EXCERPTED DATA:
***
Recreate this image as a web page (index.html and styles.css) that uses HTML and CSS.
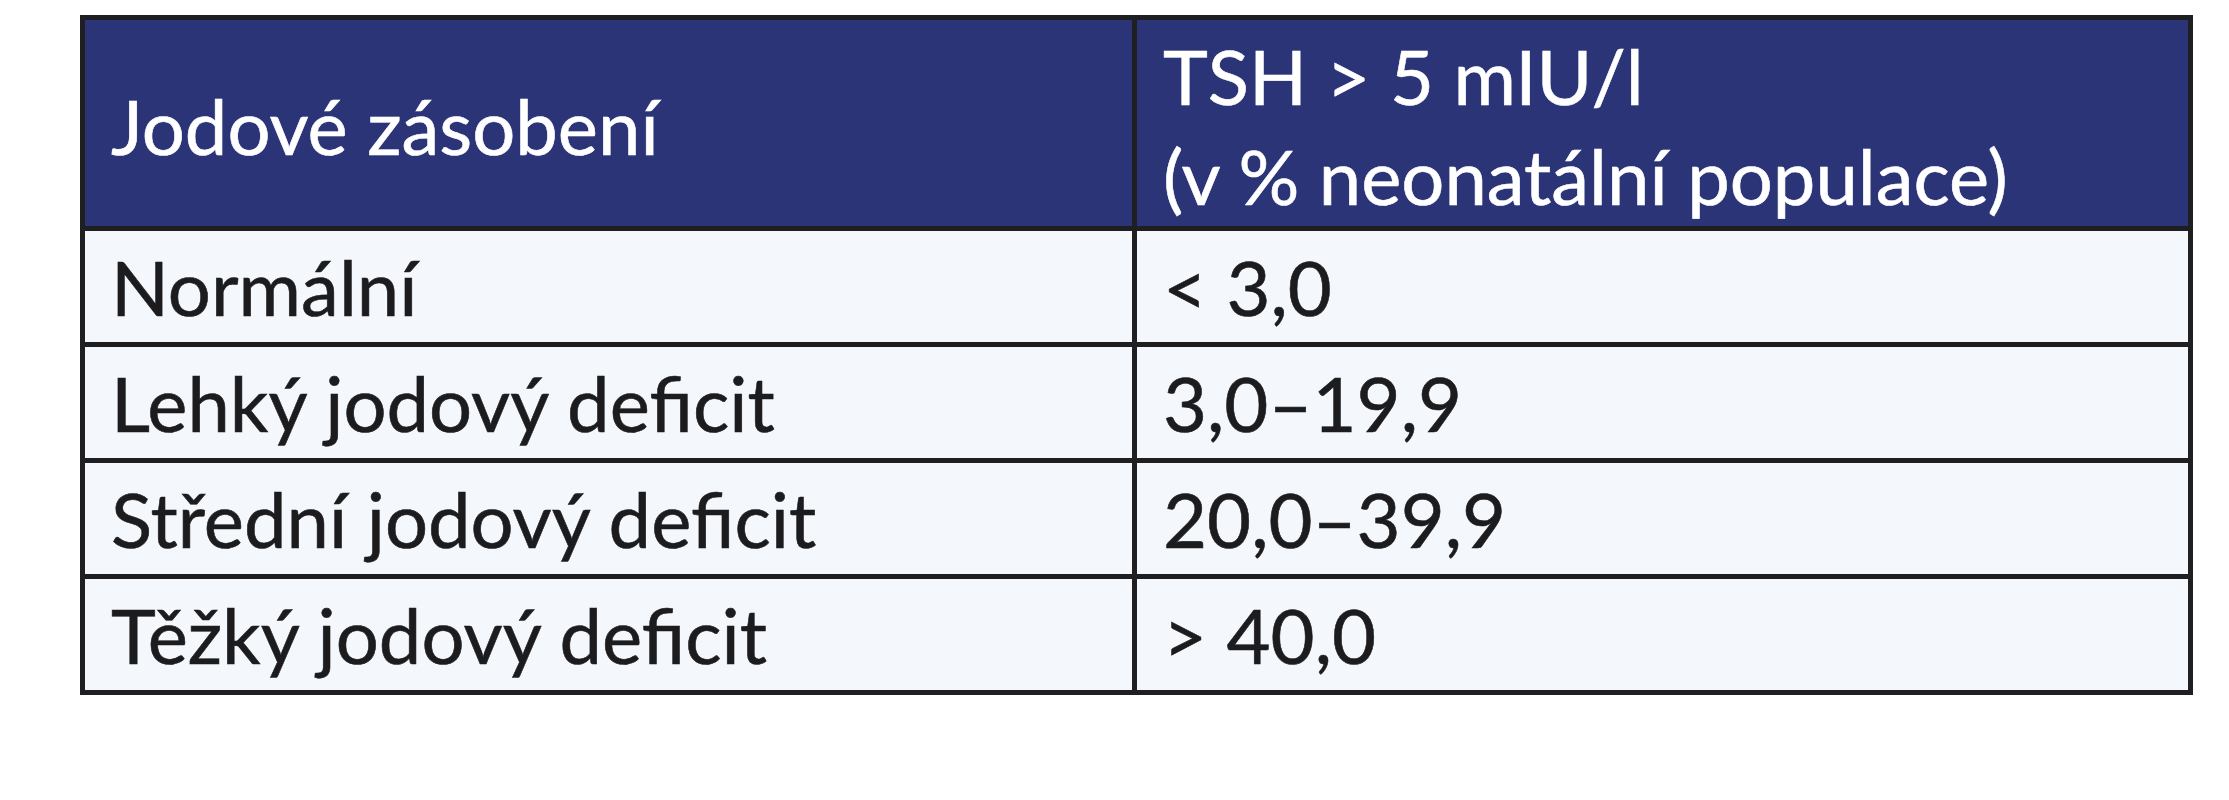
***
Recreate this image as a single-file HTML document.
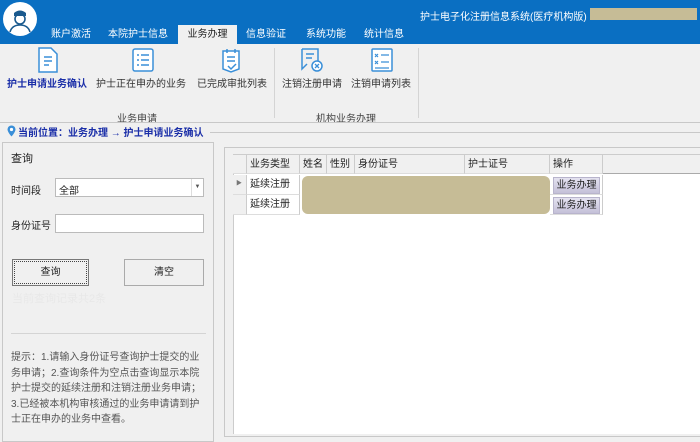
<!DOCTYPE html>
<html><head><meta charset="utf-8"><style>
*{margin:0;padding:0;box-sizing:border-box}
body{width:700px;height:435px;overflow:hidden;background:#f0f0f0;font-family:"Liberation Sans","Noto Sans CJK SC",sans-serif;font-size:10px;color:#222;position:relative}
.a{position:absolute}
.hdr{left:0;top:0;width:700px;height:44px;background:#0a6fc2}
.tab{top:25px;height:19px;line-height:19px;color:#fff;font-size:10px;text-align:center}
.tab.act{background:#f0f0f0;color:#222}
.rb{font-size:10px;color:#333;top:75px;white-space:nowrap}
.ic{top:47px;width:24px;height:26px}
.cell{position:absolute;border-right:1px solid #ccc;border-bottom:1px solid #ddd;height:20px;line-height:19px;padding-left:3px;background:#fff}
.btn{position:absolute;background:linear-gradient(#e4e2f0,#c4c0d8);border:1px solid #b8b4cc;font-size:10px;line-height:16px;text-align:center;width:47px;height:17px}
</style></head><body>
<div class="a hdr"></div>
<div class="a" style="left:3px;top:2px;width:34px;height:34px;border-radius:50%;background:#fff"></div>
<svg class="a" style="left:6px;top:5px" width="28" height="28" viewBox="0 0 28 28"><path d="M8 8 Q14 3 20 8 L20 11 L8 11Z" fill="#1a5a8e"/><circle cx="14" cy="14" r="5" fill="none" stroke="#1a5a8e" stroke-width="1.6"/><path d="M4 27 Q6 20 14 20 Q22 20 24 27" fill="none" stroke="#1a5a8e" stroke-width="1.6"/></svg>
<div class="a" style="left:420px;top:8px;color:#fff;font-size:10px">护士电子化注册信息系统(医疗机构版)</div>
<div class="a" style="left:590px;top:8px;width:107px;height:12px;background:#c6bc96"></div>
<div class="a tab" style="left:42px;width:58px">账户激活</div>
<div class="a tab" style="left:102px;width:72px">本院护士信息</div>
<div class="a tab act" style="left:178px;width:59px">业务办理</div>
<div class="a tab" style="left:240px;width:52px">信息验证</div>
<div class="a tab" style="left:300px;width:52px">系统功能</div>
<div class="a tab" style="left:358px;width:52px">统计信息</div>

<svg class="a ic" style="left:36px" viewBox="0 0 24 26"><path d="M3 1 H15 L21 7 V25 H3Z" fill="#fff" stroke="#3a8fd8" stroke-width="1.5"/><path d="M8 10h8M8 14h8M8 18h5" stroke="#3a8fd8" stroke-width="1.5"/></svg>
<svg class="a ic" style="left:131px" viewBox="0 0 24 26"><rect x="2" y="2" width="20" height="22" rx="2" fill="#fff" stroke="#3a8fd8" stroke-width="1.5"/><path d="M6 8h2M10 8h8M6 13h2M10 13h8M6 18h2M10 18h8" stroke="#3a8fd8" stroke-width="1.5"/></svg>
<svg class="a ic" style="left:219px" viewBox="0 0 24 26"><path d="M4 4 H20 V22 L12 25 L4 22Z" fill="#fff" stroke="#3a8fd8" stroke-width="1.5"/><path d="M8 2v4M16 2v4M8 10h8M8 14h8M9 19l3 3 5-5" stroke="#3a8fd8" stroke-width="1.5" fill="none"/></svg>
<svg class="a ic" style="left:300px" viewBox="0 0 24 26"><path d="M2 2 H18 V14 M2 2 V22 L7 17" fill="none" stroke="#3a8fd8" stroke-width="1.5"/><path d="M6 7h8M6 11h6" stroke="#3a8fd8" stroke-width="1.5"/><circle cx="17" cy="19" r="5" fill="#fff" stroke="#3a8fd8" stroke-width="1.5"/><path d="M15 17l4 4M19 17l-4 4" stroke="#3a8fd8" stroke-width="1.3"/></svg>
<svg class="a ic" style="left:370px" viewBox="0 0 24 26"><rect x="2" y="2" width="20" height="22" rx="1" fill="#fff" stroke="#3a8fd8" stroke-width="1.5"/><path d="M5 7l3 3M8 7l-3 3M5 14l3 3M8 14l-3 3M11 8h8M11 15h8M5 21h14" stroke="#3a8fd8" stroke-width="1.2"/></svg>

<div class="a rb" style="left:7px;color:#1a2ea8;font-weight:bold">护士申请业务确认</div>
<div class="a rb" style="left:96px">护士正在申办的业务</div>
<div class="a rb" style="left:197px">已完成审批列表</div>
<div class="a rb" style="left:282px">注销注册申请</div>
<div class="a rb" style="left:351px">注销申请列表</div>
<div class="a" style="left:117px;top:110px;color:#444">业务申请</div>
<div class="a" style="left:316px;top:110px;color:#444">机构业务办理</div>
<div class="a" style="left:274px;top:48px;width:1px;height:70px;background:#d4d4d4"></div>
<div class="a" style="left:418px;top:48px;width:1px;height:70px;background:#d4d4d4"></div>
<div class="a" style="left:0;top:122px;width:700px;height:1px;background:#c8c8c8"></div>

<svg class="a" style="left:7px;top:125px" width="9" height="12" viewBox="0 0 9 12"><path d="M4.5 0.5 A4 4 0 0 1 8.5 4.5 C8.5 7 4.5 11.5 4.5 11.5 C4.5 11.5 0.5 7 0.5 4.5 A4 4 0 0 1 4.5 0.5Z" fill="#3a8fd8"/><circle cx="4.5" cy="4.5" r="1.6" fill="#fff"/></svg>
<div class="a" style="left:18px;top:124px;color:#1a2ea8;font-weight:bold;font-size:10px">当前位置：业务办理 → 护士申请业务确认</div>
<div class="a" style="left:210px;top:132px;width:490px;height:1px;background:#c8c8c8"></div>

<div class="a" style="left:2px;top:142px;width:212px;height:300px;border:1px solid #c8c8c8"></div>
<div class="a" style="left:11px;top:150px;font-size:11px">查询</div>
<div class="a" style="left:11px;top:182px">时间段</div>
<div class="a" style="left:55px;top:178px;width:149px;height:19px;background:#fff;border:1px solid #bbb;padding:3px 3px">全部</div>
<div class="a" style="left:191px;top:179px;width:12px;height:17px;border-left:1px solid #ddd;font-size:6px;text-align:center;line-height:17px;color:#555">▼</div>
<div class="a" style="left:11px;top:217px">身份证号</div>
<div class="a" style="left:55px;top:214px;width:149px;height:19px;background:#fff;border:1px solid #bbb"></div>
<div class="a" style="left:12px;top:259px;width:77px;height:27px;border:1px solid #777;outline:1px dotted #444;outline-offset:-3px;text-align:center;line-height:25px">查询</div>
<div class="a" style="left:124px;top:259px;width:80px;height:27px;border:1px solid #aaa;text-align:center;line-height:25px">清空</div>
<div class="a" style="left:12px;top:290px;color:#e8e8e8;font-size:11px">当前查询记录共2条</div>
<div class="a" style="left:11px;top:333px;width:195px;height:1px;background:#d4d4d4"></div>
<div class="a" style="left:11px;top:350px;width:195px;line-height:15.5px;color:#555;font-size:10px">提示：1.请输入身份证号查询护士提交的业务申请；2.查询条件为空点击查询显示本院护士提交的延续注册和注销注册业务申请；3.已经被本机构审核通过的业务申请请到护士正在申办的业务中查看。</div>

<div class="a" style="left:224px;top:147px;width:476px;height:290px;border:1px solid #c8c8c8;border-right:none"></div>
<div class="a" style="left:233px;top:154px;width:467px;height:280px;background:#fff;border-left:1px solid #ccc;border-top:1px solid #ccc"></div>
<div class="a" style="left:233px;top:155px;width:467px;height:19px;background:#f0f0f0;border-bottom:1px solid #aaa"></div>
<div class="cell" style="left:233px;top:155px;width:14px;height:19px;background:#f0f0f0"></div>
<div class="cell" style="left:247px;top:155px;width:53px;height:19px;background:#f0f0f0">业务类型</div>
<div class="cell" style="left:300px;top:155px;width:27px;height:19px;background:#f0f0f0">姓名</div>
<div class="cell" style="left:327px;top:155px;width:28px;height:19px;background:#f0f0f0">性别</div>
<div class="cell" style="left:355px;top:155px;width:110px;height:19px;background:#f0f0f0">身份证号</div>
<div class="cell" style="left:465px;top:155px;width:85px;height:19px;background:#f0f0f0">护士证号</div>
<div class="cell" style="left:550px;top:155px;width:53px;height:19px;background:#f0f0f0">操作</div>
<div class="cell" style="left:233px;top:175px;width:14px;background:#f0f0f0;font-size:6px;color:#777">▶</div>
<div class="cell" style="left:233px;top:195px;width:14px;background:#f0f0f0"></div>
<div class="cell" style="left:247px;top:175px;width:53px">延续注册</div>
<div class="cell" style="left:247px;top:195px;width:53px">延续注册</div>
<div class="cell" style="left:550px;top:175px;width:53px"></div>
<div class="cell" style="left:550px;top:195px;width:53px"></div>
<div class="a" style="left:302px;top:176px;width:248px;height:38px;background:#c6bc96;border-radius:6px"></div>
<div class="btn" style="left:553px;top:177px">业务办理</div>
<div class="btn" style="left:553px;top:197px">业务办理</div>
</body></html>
***
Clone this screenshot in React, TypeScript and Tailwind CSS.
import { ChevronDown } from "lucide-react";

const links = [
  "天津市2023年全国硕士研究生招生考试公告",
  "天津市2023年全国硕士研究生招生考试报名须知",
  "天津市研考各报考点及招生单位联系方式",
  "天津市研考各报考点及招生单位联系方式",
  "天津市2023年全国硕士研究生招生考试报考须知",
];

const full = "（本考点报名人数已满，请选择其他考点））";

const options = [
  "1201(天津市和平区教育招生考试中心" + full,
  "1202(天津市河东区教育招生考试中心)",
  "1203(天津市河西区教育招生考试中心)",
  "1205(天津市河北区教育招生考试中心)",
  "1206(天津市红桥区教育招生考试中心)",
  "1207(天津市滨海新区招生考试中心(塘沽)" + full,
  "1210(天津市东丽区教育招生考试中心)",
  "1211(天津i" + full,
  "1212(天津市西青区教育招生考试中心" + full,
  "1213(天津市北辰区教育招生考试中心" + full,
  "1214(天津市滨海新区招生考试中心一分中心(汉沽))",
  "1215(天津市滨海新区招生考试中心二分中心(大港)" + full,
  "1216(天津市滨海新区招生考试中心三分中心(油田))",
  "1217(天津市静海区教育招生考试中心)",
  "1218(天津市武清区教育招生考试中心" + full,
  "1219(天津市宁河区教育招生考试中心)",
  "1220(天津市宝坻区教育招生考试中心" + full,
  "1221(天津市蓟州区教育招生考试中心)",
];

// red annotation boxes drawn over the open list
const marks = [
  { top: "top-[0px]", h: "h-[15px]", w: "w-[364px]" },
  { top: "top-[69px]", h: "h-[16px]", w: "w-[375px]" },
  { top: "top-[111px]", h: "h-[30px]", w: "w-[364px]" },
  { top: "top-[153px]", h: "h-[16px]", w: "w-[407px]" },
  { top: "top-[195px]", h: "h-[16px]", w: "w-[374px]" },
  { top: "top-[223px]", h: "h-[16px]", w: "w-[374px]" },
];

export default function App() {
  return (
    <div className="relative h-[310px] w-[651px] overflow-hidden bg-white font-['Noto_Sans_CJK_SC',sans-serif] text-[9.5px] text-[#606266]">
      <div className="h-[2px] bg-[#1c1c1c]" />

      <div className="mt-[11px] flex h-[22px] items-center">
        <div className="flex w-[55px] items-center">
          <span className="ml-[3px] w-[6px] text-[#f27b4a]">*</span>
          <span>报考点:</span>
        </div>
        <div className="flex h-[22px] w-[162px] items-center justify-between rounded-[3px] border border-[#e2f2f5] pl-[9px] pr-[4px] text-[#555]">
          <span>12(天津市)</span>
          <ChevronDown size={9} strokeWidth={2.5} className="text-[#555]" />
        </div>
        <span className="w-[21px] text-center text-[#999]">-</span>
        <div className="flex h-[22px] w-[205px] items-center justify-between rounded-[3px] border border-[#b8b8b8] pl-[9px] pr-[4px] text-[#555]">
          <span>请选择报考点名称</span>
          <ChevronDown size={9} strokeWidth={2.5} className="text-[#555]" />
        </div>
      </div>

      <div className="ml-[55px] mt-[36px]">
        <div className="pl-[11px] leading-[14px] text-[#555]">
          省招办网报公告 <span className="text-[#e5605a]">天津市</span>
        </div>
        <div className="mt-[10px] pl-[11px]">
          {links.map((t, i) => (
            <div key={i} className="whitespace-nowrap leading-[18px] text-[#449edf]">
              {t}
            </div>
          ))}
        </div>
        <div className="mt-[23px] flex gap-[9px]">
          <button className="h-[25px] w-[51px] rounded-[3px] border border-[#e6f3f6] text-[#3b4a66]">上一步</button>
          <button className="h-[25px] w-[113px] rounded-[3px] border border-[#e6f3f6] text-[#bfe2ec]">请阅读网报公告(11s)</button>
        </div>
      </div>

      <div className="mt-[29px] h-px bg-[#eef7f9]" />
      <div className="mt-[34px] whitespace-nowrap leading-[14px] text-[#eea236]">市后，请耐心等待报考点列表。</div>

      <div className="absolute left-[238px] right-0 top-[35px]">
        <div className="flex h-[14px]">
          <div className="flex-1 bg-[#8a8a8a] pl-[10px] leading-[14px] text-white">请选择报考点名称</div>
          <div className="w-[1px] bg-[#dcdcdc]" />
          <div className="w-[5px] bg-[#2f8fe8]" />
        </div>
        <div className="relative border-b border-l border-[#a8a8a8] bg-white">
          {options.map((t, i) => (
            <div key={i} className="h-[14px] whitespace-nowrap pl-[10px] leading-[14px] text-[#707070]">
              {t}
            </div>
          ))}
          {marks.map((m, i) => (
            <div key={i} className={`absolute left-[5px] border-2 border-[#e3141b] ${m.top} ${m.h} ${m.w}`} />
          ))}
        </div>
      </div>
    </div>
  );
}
***
TASK TO CARRY OUT: Reply with one number: the count of lines in the entries that include the word "image".

TASK SOLUTION: 2